Steve made some very good points about the time available to make a good impression on an underwriter, which may mean the difference between standard and decline (okay so the difference may only be standard to +50 extra mortality). Any reader can tell Steve’s insight into how insurers work comes from his fundamental training as an underwriter. Unfortunately he left that profession for the more financially rewarding world of sales.
I would like to bring Steve’s numbers up to date since the cozy environment of underwriting as perceived by the hard working financial planner/broker has changed somewhat. As we enter the year 2000 underwriters work about 200 days in a year (the balance go to training, bathroom breaks, exotic seminars and conferences, holidays, weekends occasionally, long lunch hours, and psychic leave of absences, etc). Being less than generous they toil for about 8 solid hours per day and each of those hours has 60 minutes. That culminates in 96000 minutes of extreme pressure filled minutes to handle the proverbial “X” number of new applications. In Steve’s days of underwriting the net number was the same but the conspicuous consumption was more impeding to work day frustration.
Companies today have different expectations for number of cases per underwriter per year or per day. The higher the premium and/or sum assured the lower the expectation. Complex joint lives written for estate protection require more time than the mortgage protection policy for a small townhouse. Therefore in Canada we have underwriters who have a yearly case load of 1000 and some who have a caseload of 4000. Lots of the former but no examples of the latter comes to mine (more reassurance on former than latter).
In the case of the 1000 new cases per underwriter a case gets 96 minutes on average in the focus of the underwriter. That is lots of time to read financial statements for the past five years, six attending physicians statements, two medicals, one treadmill ECG, two laboratory test results, and the occasional well written descriptive letter from the broker. A little over an hour and one half to pass judgement on what could be the culmination of 12 months of effort by the broker. Less than one sixth of a working day to say yea or nee to the brokers best customer and many mortgage payments. That’s $60.94 plus burden rate to be forever classed as an obstructionist or a real team player.
In the other extreme of 4000 cases per year we have 24 minutes per case, less than one half hour, less than $20.32 per case or not much time at all.
Automation is helping move many cases through the system. If the broker/agent has properly and completely filled in the application and the person reviewing or inputting to a machine makes no error the decision is made in nanoseconds.
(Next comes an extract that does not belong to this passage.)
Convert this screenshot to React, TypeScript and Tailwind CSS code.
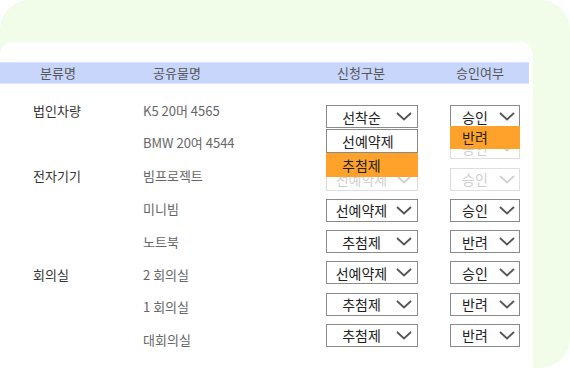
import { ReactNode } from "react";

type SelectProps = {
  value: string;
  width: "wide" | "narrow";
  disabled?: boolean;
  children?: ReactNode;
};

const Chevron = ({ disabled }: { disabled?: boolean }) => (
  <svg width="16" height="9" viewBox="0 0 16 9" className="shrink-0">
    <polyline
      points="1,1 8,7.5 15,1"
      fill="none"
      stroke={disabled ? "#d0d0d0" : "#555"}
      strokeWidth="1.8"
    />
  </svg>
);

const Select = ({ value, width, disabled, children }: SelectProps) => (
  <div
    className={`relative flex h-[23px] items-center bg-white border ${
      disabled ? "border-[#dedede]" : "border-[#8a8a8a]"
    } ${width === "wide" ? "w-[92px] pr-[5px]" : "w-[70px] pr-[4px]"}`}
  >
    <span
      className={`flex-1 text-center text-[14px] leading-none ${
        disabled ? "text-[#cfcfcf]" : "text-[#222]"
      }`}
    >
      {value}
    </span>
    <Chevron disabled={disabled} />
    {children}
  </div>
);

const leftRows: { group?: string; name: string }[] = [
  { group: "법인차량", name: "K5 20머 4565" },
  { name: "BMW 20여 4544" },
  { group: "전자기기", name: "빔프로젝트" },
  { name: "미니빔" },
  { name: "노트북" },
  { group: "회의실", name: "2 회의실" },
  { name: "1 회의실" },
  { name: "대회의실" },
];

const selectRows: { kind: string; approve: string; disabled?: boolean }[] = [
  { kind: "선착순", approve: "승인" },
  { kind: "선예약제", approve: "승인", disabled: true },
  { kind: "선예약제", approve: "승인", disabled: true },
  { kind: "선예약제", approve: "승인" },
  { kind: "추첨제", approve: "반려" },
  { kind: "선예약제", approve: "승인" },
  { kind: "추첨제", approve: "반려" },
  { kind: "추첨제", approve: "반려" },
];

export default function App() {
  return (
    <div className="w-[570px] h-[370px] overflow-hidden bg-white font-['Noto_Sans_CJK_KR','Noto_Sans',sans-serif]">
      <div className="w-[570px] h-[368px] rounded-[30px] bg-[#f2fde9] pt-[42px]">
        <div className="w-[533px] h-[330px] rounded-t-[13px] bg-white pt-[20px]">
          {/* Header */}
          <div className="flex h-[22px] w-[529px] items-center border-y border-[#dbe4fc] bg-[#c8d6fc] text-[13px] text-[#555]">
            <div className="w-[116px] text-center">분류명</div>
            <div className="w-[122px] text-center">공유물명</div>
            <div className="ml-[78px] w-[90px] text-center">신청구분</div>
            <div className="ml-[30px] w-[88px] text-center">승인여부</div>
          </div>

          {/* Body */}
          <div className="flex pt-[10px]">
            <div className="flex flex-col">
              {leftRows.map((row, i) => (
                <div key={i} className="flex h-[32.8px] items-center text-[13px]">
                  <div className="w-[143px] pl-[33px] text-[#333]">
                    {row.group}
                  </div>
                  <div className="w-[183px] text-[#666]">{row.name}</div>
                </div>
              ))}
            </div>

            <div className="flex flex-col gap-[8.25px] pt-[11px]">
              {selectRows.map((row, i) => (
                <div key={i} className="flex gap-[32px]">
                  <Select value={row.kind} width="wide" disabled={row.disabled}>
                    {i === 0 && (
                      <div className="absolute left-[-1px] top-[23px] z-10 w-[92px] text-[14px] text-[#222]">
                        <div className="flex h-[24px] items-center border border-[#8a8a8a] bg-white pl-[15px]">
                          선예약제
                        </div>
                        <div className="flex h-[24px] items-center bg-[#ffa22c] pl-[16px]">
                          추첨제
                        </div>
                      </div>
                    )}
                  </Select>
                  <Select value={row.approve} width="narrow" disabled={row.disabled}>
                    {i === 0 && (
                      <div className="absolute left-[-1px] top-[20px] z-10 flex h-[23px] w-[70px] items-center bg-[#ffa22c] pl-[12px] text-[14px] text-[#222]">
                        반려
                      </div>
                    )}
                  </Select>
                </div>
              ))}
            </div>
          </div>
        </div>
      </div>
    </div>
  );
}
Steve the 7 and ½ has to be updated unless you count the cases screened by machine or simplified issue. The point however remains the same regardless of perspective. The very first impression can make or break a potential policy application. Just think how complicated and outrageously convoluted it gets when that same underwriter has to use some of their 96 minutes to arrange for many reinsurance underwriters to grasp what the sale is for and agree that the case is a standard risk!